基礎年金底上げ案に異論=厚生年金積立金活用は「流用」―自民
厚生労働省は29日、次期年金制度改革で焦点となっている基礎年金(国民年金)の給付水準底上げ案を自民党に示した。財源に厚生年金の積立金と国費を投じるため、2029年以降に実施の判断を先送りする方針を盛り込んだが、出席した議員から「厚生年金保険料の流用と誤解されてしまう」などと異論が続出。了承は見送られた。
公的年金は、少子高齢化でも制度を維持できるよう、「マクロ経済スライド」と呼ばれる仕組みで給付水準を少しずつ抑えている。給付の抑制は厚生年金で26年度に終了するが、財政が厳しい基礎年金は57年度まで続く見通し。現行のままでは、基礎年金しか受け取れない自営業者らの老後の生活が困窮する可能性がある。
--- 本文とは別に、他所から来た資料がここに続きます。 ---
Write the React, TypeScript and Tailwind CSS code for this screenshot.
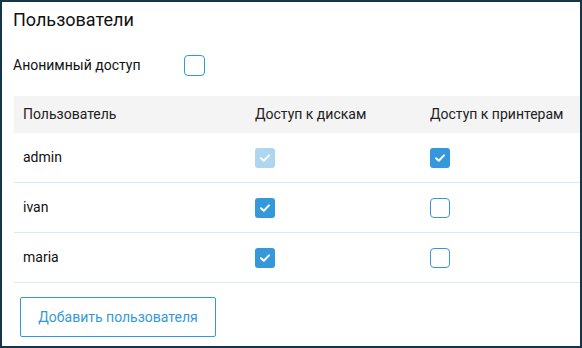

そこで厚労省は、厚生年金の積立金と国費を投じて基礎年金の抑制期間を短くし、将来世代の給付水準を3割程度引き上げる案を検討。ただ、実施には厚生年金の受給者の給付水準が一時的に下がるほか、追加の国庫負担が最大で年2兆円規模に上る見込み。このため同省は、29年の年金財政検証の結果を勘案して実施の可否を判断することにした。
29日の自民党の会合では、厚労省の案に対し「基礎年金を底上げするなら、国民年金の保険料を上げるべきだ」(閣僚経験者)といった意見が出た。同党は次回の会合で改めて意見集約を図る。
厚労省担当者は「経済が今後好調に推移すれば、厚生年金の積立金や国費を投入しなくても基礎年金の給付水準が改善する」と説明している。